Even though this story doesn't quite fit with the backstory established for Toulon in movies that preceded this one, I can let that slide given the fact that I find the story it does tell to be quite entertaining. It's an interesting fresh take on the series, and it's fun to see a new, although older styled, batch of puppets in action against a powerful threat.

There are some good performances in the film, particularly from Guy Rolfe, reprising his role as the elder Toulon, Jack Donner as Afzel, and Brigitta Dau, who is engaging and likeable as Ilsa. I'm not sure of the actor's name (perhaps Claudiu Trandafir?), but the head of security working under Ilsa's father is also quite enjoyable to watch.

The film does have its issues, most of which for me stem from its Romanian production. Some key roles are filled by Romanian actors, who have been dubbed over by performers who speak clearer English, and the sound on this dubbing is very poor. It stands out every time a dubbed person speaks... and since all of Toulon's puppeteers are dubbed, it also makes his puppet show that so enthralled Ilsa appear laughable to the viewer. Still, that's a small problem as far as I'm concerned, the worst dubbing is isolated to certain characters with less screen time.

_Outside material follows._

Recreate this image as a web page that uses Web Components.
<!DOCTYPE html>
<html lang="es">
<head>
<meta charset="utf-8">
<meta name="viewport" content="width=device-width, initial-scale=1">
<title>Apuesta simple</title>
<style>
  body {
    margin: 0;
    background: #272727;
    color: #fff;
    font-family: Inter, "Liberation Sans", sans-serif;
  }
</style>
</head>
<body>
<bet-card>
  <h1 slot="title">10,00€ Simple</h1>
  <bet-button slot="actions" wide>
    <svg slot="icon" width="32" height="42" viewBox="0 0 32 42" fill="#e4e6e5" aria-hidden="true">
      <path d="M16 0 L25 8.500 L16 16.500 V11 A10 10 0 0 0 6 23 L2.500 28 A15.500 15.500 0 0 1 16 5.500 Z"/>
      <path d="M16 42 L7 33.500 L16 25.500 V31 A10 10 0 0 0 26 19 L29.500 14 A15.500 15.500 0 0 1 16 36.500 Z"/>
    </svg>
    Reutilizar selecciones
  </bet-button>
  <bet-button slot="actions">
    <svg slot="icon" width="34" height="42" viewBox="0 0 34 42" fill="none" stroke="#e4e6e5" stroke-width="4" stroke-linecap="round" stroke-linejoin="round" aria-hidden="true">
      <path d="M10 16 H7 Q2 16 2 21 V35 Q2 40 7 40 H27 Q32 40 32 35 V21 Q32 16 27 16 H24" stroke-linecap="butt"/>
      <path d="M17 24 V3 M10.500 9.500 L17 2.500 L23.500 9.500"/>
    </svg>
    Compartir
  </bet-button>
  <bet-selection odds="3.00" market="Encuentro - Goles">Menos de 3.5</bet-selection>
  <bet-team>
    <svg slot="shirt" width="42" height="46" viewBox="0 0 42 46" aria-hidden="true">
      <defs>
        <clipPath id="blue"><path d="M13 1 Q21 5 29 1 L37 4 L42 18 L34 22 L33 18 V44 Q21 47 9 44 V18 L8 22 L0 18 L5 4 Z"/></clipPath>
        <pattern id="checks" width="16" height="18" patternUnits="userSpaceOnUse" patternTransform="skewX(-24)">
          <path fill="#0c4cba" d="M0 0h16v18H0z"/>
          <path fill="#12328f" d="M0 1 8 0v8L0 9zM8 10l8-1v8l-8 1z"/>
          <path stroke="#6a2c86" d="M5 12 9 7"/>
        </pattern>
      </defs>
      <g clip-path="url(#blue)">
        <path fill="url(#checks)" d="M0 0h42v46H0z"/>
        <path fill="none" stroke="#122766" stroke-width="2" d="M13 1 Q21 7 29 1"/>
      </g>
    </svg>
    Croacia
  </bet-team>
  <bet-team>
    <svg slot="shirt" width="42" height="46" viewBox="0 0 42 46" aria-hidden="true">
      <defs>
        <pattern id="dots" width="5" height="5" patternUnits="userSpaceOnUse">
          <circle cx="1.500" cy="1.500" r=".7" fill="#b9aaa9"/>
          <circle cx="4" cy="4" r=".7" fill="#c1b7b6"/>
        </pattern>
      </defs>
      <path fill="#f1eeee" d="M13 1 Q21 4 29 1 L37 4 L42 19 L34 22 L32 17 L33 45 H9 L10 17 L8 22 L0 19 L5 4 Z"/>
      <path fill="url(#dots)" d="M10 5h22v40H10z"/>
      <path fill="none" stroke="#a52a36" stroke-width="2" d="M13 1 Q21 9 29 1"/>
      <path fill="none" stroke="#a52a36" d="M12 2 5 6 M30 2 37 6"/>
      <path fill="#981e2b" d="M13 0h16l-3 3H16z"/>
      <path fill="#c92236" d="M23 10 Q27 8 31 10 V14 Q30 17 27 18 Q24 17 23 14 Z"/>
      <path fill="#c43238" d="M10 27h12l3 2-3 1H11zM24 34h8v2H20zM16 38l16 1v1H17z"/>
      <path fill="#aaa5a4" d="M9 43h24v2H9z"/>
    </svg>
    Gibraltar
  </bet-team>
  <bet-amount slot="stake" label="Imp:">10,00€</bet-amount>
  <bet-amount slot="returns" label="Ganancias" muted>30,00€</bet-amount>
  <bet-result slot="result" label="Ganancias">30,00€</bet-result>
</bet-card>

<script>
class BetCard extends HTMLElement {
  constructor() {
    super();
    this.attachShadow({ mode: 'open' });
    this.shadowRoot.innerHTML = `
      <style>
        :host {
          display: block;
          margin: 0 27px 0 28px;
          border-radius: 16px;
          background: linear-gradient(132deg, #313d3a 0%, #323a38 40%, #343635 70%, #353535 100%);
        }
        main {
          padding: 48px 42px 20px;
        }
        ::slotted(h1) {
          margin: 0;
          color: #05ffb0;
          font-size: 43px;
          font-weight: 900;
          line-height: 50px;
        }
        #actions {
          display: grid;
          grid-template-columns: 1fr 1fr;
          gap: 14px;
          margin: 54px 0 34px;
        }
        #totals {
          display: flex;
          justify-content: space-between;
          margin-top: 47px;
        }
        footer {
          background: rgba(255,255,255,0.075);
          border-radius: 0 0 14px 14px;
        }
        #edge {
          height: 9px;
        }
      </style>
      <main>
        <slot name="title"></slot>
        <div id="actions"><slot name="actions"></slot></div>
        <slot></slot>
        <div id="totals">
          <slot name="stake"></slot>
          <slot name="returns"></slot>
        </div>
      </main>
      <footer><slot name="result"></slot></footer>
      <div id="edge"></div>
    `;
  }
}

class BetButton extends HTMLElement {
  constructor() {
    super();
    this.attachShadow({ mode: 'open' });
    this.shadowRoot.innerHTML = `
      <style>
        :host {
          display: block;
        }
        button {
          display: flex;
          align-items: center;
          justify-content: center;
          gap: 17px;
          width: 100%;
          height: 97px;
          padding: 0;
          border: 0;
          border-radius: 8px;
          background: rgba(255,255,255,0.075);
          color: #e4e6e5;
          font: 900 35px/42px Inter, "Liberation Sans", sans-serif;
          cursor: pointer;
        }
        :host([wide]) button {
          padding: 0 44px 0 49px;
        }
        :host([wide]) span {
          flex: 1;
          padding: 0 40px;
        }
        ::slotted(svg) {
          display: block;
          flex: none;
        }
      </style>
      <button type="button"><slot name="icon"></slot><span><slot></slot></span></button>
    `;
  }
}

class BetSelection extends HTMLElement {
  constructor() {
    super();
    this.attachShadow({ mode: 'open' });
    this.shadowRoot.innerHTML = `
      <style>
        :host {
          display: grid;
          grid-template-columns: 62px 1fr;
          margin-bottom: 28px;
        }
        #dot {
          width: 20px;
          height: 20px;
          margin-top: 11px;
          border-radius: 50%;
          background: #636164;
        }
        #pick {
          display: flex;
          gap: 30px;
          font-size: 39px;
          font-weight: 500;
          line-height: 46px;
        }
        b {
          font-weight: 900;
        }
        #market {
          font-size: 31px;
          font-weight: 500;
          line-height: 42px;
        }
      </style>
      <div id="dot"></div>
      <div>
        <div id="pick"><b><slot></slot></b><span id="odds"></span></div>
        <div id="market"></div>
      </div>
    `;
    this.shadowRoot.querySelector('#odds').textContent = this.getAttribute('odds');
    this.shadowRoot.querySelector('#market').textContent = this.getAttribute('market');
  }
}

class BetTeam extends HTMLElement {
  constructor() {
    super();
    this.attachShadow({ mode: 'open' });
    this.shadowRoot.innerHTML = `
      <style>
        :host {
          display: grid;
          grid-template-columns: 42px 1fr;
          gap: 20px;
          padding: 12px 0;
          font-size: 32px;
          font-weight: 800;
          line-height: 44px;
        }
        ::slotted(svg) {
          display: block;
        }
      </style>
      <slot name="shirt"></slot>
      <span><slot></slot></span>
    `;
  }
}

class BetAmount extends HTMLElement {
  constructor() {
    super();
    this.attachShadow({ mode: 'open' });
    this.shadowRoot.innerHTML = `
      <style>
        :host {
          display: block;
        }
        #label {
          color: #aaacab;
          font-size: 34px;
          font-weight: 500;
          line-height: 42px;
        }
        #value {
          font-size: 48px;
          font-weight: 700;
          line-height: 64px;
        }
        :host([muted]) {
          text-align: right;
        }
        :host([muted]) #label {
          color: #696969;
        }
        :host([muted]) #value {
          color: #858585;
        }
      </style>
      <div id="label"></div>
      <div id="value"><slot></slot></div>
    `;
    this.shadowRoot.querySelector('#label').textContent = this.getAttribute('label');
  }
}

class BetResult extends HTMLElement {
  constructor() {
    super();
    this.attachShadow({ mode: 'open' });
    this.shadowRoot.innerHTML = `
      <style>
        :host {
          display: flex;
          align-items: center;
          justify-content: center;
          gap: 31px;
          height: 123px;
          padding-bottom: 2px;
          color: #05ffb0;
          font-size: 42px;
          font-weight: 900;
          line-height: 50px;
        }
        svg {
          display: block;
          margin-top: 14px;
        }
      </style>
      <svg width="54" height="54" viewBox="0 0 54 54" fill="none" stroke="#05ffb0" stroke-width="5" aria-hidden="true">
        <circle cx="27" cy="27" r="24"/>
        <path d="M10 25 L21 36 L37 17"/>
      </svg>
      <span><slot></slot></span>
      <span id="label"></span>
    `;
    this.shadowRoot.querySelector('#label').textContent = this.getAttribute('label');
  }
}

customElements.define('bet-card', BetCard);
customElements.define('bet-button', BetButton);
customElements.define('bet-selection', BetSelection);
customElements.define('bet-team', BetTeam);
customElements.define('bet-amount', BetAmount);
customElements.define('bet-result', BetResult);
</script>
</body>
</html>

My biggest problem with Retro Puppet Master is the fact that its story has never been followed up on. I'm always been very intrigued to see this 1902 storyline continue, to see Toulon and Ilsa's relationship grow (fans of the other films will know that Ilsa is indeed the love of Toulon's life) as they travel on with this group of puppets and experience further adventures. In the final scene, Toulon promises his 1944 group of puppets that he will one day tell them the story of what happened to the damaged, beheaded Cyclops and the other puppets we see come into being in this film. That's a promise that Full Moon has yet to keep. The question of what happened to Toulon's original puppets is still one that I'm anxious to have answered.

Come on, it's been fifteen years, where is my Retro Puppet Master 2?